- [Work to complete]
Leaving the pictures aside, transcribe every line below exactly.

___ Recorded information

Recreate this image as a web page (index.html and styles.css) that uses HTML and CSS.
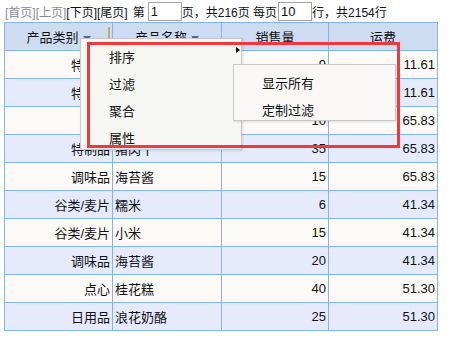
FILE: index.html
```html
<!doctype html>
<html lang="zh-CN">
  <head>
    <meta charset="UTF-8" />
    <meta name="viewport" content="width=device-width, initial-scale=1.0" />
    <title>报表分页</title>
    <link rel="stylesheet" href="styles.css">
  </head>
  <body>
    <div class="page">
      <div class="pager">
        <a href="#" class="pager-link disabled">[首页]</a><a href="#" class="pager-link disabled">[上页]</a><a href="#" class="pager-link">[下页]</a><a href="#" class="pager-link">[尾页]</a>
        <span class="pager-label">第</span><input class="pager-input" type="text" value="1"><span>页，共216页 每页</span><input class="pager-input rows" type="text" value="10"><span>行，共2154行</span>
      </div>

      <table class="report">
        <colgroup>
          <col class="col-a">
          <col class="col-b">
          <col class="col-c">
          <col class="col-d">
        </colgroup>
        <thead>
          <tr>
            <th>产品类别<span class="drop-arrow"></span><span class="resize-bar"></span></th>
            <th>产品名称<span class="drop-arrow"></span></th>
            <th>销售量</th>
            <th>运费</th>
          </tr>
        </thead>
        <tbody>
          <tr><td class="num">特制品</td><td>猪肉干</td><td class="num">9</td><td class="num">11.61</td></tr>
          <tr><td class="num">特制品</td><td>猪肉干</td><td class="num">12</td><td class="num">11.61</td></tr>
          <tr><td class="num">饮料</td><td>苹果汁</td><td class="num">10</td><td class="num">65.83</td></tr>
          <tr><td class="num">特制品</td><td>猪肉干</td><td class="num">35</td><td class="num">65.83</td></tr>
          <tr><td class="num">调味品</td><td>海苔酱</td><td class="num">15</td><td class="num">65.83</td></tr>
          <tr><td class="num">谷类/麦片</td><td>糯米</td><td class="num">6</td><td class="num">41.34</td></tr>
          <tr><td class="num">谷类/麦片</td><td>小米</td><td class="num">15</td><td class="num">41.34</td></tr>
          <tr><td class="num">调味品</td><td>海苔酱</td><td class="num">20</td><td class="num">41.34</td></tr>
          <tr><td class="num">点心</td><td>桂花糕</td><td class="num">40</td><td class="num">51.30</td></tr>
          <tr><td class="num">日用品</td><td>浪花奶酪</td><td class="num">25</td><td class="num">51.30</td></tr>
        </tbody>
      </table>

      <!-- column header context menu -->
      <ul class="ctx-menu">
        <li class="ctx-item">排序<span class="sub-arrow"></span></li>
        <li class="ctx-item">过滤</li>
        <li class="ctx-item">聚合</li>
        <li class="ctx-item">属性</li>
      </ul>

      <ul class="ctx-menu sub-menu">
        <li class="ctx-item">显示所有</li>
        <li class="ctx-item">定制过滤</li>
      </ul>

      <div class="highlight-box"></div>
    </div>
  </body>
</html>
```

FILE: styles.css
```css
* {
  margin: 0;
  padding: 0;
  box-sizing: border-box;
}

body {
  font-family: 'Liberation Sans', 'Noto Sans CJK SC', sans-serif;
  font-size: 13px;
  color: #111;
  background: #ffffff;
}

.page {
  position: relative;
  width: 473px;
  height: 344px;
}

/* Pager */
.pager {
  display: flex;
  align-items: center;
  height: 22px;
  padding: 0 0 0 5px;
  font-size: 12px;
  white-space: nowrap;
}

.pager-link {
  color: #111;
  text-decoration: none;
}

.pager-link.disabled {
  color: #8a8a9c;
}

.pager-label {
  margin-left: 5px;
}

.pager-input {
  width: 34px;
  height: 19px;
  margin: 0 0 0 3px;
  padding: 0 2px;
  border: 1px solid #a4a4a4;
  font-family: inherit;
  font-size: 13px;
  color: #111;
  outline: none;
}

.pager-input.rows {
  margin-left: 1px;
}

/* Report table */
.report {
  margin-left: 4px;
  border-collapse: collapse;
  table-layout: fixed;
  width: 433px;
}

.col-a { width: 108px; }
.col-b { width: 109px; }
.col-c { width: 107px; }
.col-d { width: 109px; }

.report th,
.report td {
  height: 28px;
  border: 1px solid #86b4e6;
  white-space: nowrap;
  overflow: hidden;
  font-weight: normal;
}

.report th {
  position: relative;
  background: #cddcf1;
  text-align: center;
}

.report td {
  padding: 0 2px;
}

.report td.num {
  text-align: right;
}

.report tbody tr:nth-child(odd) td {
  background: #fbfaf6;
}

.report tbody tr:nth-child(even) td {
  background: #e5ebfd;
}

.drop-arrow {
  display: inline-block;
  margin-left: 4px;
  vertical-align: middle;
  border-left: 4px solid transparent;
  border-right: 4px solid transparent;
  border-top: 5px solid #56668c;
}

.resize-bar {
  position: absolute;
  top: 4px;
  right: 2px;
  width: 2px;
  height: 17px;
  background: #c6ad6a;
}

/* Context menus */
.ctx-menu {
  position: absolute;
  left: 80px;
  top: 38px;
  width: 162px;
  height: 112px;
  padding-top: 5px;
  list-style: none;
  background: #f6f6f3;
  border: 1px solid #c9c9c9;
  box-shadow: 1px 1px 2px rgba(0, 0, 0, 0.12);
}

.ctx-item {
  position: relative;
  height: 27px;
  line-height: 27px;
  padding-left: 28px;
  cursor: default;
}

.sub-arrow {
  position: absolute;
  top: 3px;
  right: 1px;
  border-top: 3px solid transparent;
  border-bottom: 3px solid transparent;
  border-left: 4px solid #000;
}

.sub-menu {
  left: 233px;
  top: 64px;
  width: 163px;
  height: 57px;
  padding-top: 5px;
  background: #f9f8f6;
}

.sub-menu .ctx-item {
  padding-left: 28px;
}

/* Annotation frame */
.highlight-box {
  position: absolute;
  left: 87px;
  top: 42px;
  width: 313px;
  height: 106px;
  border: 3px solid #f0393c;
  pointer-events: none;
}
```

______

- [Completed task]
Recreate this image as a web page (index.html and styles.css) that uses HTML and CSS.
FILE: index.html
```html
<!doctype html>
<html lang="zh-CN">
  <head>
    <meta charset="UTF-8" />
    <meta name="viewport" content="width=device-width, initial-scale=1.0" />
    <title>报表分页</title>
    <link rel="stylesheet" href="styles.css">
  </head>
  <body>
    <div class="page">
      <div class="pager">
        <a href="#" class="pager-link disabled">[首页]</a><a href="#" class="pager-link disabled">[上页]</a><a href="#" class="pager-link">[下页]</a><a href="#" class="pager-link">[尾页]</a>
        <span class="pager-label">第</span><input class="pager-input" type="text" value="1"><span>页，共216页 每页</span><input class="pager-input rows" type="text" value="10"><span>行，共2154行</span>
      </div>

      <table class="report">
        <colgroup>
          <col class="col-a">
          <col class="col-b">
          <col class="col-c">
          <col class="col-d">
        </colgroup>
        <thead>
          <tr>
            <th>产品类别<span class="drop-arrow"></span><span class="resize-bar"></span></th>
            <th>产品名称<span class="drop-arrow"></span></th>
            <th>销售量</th>
            <th>运费</th>
          </tr>
        </thead>
        <tbody>
          <tr><td class="num">特制品</td><td>猪肉干</td><td class="num">9</td><td class="num">11.61</td></tr>
          <tr><td class="num">特制品</td><td>猪肉干</td><td class="num">12</td><td class="num">11.61</td></tr>
          <tr><td class="num">饮料</td><td>苹果汁</td><td class="num">10</td><td class="num">65.83</td></tr>
          <tr><td class="num">特制品</td><td>猪肉干</td><td class="num">35</td><td class="num">65.83</td></tr>
          <tr><td class="num">调味品</td><td>海苔酱</td><td class="num">15</td><td class="num">65.83</td></tr>
          <tr><td class="num">谷类/麦片</td><td>糯米</td><td class="num">6</td><td class="num">41.34</td></tr>
          <tr><td class="num">谷类/麦片</td><td>小米</td><td class="num">15</td><td class="num">41.34</td></tr>
          <tr><td class="num">调味品</td><td>海苔酱</td><td class="num">20</td><td class="num">41.34</td></tr>
          <tr><td class="num">点心</td><td>桂花糕</td><td class="num">40</td><td class="num">51.30</td></tr>
          <tr><td class="num">日用品</td><td>浪花奶酪</td><td class="num">25</td><td class="num">51.30</td></tr>
        </tbody>
      </table>

      <!-- column header context menu -->
      <ul class="ctx-menu">
        <li class="ctx-item">排序<span class="sub-arrow"></span></li>
        <li class="ctx-item">过滤</li>
        <li class="ctx-item">聚合</li>
        <li class="ctx-item">属性</li>
      </ul>

      <ul class="ctx-menu sub-menu">
        <li class="ctx-item">显示所有</li>
        <li class="ctx-item">定制过滤</li>
      </ul>

      <div class="highlight-box"></div>
    </div>
  </body>
</html>
```

FILE: styles.css
```css
* {
  margin: 0;
  padding: 0;
  box-sizing: border-box;
}

body {
  font-family: 'Liberation Sans', 'Noto Sans CJK SC', sans-serif;
  font-size: 13px;
  color: #111;
  background: #ffffff;
}

.page {
  position: relative;
  width: 473px;
  height: 344px;
}

/* Pager */
.pager {
  display: flex;
  align-items: center;
  height: 22px;
  padding: 0 0 0 5px;
  font-size: 12px;
  white-space: nowrap;
}

.pager-link {
  color: #111;
  text-decoration: none;
}

.pager-link.disabled {
  color: #8a8a9c;
}

.pager-label {
  margin-left: 5px;
}

.pager-input {
  width: 34px;
  height: 19px;
  margin: 0 0 0 3px;
  padding: 0 2px;
  border: 1px solid #a4a4a4;
  font-family: inherit;
  font-size: 13px;
  color: #111;
  outline: none;
}

.pager-input.rows {
  margin-left: 1px;
}

/* Report table */
.report {
  margin-left: 4px;
  border-collapse: collapse;
  table-layout: fixed;
  width: 433px;
}

.col-a { width: 108px; }
.col-b { width: 109px; }
.col-c { width: 107px; }
.col-d { width: 109px; }

.report th,
.report td {
  height: 28px;
  border: 1px solid #86b4e6;
  white-space: nowrap;
  overflow: hidden;
  font-weight: normal;
}

.report th {
  position: relative;
  background: #cddcf1;
  text-align: center;
}

.report td {
  padding: 0 2px;
}

.report td.num {
  text-align: right;
}

.report tbody tr:nth-child(odd) td {
  background: #fbfaf6;
}

.report tbody tr:nth-child(even) td {
  background: #e5ebfd;
}

.drop-arrow {
  display: inline-block;
  margin-left: 4px;
  vertical-align: middle;
  border-left: 4px solid transparent;
  border-right: 4px solid transparent;
  border-top: 5px solid #56668c;
}

.resize-bar {
  position: absolute;
  top: 4px;
  right: 2px;
  width: 2px;
  height: 17px;
  background: #c6ad6a;
}

/* Context menus */
.ctx-menu {
  position: absolute;
  left: 80px;
  top: 38px;
  width: 162px;
  height: 112px;
  padding-top: 5px;
  list-style: none;
  background: #f6f6f3;
  border: 1px solid #c9c9c9;
  box-shadow: 1px 1px 2px rgba(0, 0, 0, 0.12);
}

.ctx-item {
  position: relative;
  height: 27px;
  line-height: 27px;
  padding-left: 28px;
  cursor: default;
}

.sub-arrow {
  position: absolute;
  top: 3px;
  right: 1px;
  border-top: 3px solid transparent;
  border-bottom: 3px solid transparent;
  border-left: 4px solid #000;
}

.sub-menu {
  left: 233px;
  top: 64px;
  width: 163px;
  height: 57px;
  padding-top: 5px;
  background: #f9f8f6;
}

.sub-menu .ctx-item {
  padding-left: 28px;
}

/* Annotation frame */
.highlight-box {
  position: absolute;
  left: 87px;
  top: 42px;
  width: 313px;
  height: 106px;
  border: 3px solid #f0393c;
  pointer-events: none;
}
```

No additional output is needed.